> _DATA FOR THE TASK_
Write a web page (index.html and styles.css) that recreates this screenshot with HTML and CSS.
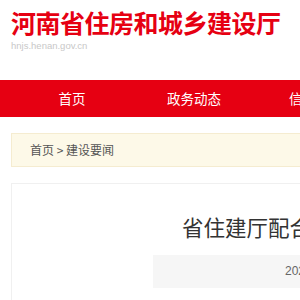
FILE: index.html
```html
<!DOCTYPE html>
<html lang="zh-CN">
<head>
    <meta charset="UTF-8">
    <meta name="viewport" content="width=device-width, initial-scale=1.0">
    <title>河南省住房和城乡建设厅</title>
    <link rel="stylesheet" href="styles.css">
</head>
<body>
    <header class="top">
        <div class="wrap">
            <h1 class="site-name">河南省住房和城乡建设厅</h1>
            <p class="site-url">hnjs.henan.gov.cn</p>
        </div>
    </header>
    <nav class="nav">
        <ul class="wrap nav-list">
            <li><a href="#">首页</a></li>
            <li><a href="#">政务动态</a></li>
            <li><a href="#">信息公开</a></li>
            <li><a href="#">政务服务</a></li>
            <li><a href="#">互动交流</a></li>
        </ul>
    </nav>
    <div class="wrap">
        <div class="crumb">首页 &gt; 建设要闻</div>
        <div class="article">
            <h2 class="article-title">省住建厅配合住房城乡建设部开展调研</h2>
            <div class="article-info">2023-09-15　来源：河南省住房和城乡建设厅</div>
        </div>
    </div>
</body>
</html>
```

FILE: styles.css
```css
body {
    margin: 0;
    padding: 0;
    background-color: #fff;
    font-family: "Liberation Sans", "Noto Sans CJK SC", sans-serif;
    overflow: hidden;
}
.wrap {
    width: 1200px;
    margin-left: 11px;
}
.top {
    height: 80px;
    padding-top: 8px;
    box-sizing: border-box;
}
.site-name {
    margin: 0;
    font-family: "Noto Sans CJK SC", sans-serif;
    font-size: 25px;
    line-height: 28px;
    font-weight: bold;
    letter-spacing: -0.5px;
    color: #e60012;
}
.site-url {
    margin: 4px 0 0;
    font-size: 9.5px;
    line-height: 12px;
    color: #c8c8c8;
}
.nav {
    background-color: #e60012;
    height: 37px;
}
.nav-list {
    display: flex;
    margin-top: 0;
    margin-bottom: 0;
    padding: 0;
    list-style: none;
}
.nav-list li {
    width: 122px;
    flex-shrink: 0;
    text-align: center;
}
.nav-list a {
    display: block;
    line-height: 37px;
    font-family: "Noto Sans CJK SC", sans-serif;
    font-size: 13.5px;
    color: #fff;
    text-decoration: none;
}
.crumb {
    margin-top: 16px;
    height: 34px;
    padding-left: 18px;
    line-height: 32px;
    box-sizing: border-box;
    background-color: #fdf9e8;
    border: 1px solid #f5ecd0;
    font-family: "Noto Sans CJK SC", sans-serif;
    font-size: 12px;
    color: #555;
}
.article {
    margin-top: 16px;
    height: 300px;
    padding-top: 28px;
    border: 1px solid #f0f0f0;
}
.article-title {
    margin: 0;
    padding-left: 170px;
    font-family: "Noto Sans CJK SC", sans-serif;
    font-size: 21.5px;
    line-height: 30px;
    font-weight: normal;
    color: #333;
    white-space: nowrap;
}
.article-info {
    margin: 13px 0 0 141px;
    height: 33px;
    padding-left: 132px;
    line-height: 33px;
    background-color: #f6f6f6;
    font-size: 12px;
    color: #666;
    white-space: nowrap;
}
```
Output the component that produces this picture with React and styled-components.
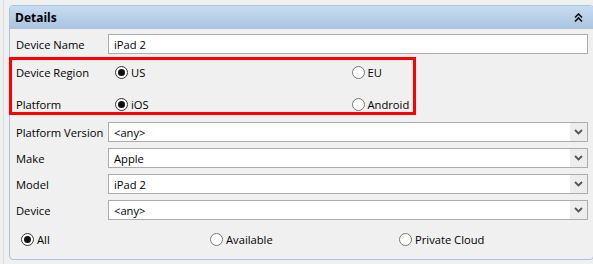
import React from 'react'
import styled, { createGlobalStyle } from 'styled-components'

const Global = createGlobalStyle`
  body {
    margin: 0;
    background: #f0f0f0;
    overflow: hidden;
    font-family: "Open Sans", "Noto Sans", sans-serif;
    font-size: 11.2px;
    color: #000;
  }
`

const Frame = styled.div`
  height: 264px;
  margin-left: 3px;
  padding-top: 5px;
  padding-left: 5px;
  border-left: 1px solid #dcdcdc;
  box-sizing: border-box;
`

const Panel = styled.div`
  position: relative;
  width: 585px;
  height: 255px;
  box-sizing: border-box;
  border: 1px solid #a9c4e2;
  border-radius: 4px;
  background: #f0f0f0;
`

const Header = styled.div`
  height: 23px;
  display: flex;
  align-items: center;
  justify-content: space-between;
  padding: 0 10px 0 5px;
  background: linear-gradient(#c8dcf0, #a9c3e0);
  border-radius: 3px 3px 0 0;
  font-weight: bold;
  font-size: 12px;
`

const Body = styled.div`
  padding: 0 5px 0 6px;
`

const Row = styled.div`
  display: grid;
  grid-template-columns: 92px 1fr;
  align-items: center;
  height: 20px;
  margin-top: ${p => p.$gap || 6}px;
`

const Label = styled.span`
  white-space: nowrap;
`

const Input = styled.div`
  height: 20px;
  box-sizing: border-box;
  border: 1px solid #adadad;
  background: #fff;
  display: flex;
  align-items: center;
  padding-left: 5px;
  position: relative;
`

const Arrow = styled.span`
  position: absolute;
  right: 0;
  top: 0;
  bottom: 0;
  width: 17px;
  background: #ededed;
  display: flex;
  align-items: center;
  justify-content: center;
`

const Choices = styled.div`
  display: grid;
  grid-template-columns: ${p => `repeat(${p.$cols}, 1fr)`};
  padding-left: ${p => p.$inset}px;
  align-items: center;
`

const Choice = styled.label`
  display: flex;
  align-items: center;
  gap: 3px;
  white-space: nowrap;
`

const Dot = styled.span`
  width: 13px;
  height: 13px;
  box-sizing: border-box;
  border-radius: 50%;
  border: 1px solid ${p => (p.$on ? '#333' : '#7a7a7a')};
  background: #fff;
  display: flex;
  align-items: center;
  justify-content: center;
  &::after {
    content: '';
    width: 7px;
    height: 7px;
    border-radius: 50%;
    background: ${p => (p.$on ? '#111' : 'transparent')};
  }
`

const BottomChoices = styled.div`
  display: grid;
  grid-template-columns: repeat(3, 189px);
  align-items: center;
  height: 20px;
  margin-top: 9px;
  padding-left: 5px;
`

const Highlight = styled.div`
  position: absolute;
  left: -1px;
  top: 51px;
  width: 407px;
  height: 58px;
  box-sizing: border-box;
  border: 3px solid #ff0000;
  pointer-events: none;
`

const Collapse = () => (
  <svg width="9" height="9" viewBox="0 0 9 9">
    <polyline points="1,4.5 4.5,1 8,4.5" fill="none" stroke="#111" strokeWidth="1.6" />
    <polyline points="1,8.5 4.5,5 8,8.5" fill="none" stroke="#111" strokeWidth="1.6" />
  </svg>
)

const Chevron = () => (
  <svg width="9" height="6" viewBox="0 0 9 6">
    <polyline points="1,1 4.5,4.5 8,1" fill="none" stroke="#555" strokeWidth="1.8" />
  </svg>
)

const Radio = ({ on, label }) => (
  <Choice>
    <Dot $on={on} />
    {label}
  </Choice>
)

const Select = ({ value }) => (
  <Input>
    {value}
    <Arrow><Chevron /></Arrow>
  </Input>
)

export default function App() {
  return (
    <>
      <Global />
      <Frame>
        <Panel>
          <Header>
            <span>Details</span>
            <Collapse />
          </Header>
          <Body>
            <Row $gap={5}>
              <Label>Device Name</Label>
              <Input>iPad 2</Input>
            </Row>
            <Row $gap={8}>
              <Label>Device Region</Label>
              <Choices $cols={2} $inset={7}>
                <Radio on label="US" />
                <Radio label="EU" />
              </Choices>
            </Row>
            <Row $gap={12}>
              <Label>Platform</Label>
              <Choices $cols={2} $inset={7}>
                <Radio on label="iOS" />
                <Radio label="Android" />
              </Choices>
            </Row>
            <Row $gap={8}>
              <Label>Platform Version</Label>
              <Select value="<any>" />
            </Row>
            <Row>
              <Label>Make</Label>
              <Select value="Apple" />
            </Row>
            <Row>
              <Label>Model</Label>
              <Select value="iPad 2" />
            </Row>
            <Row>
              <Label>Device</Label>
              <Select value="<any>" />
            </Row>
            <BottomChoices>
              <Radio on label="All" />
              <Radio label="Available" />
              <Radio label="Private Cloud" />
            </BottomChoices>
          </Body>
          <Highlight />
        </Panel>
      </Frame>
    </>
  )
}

> _WHAT THE EXERCISE ASKS_
From the entries above, select each line containing the string "with".

> _THE RESPONSE_
Write a web page (index.html and styles.css) that recreates this screenshot with HTML and CSS.
Output the component that produces this picture with React and styled-components.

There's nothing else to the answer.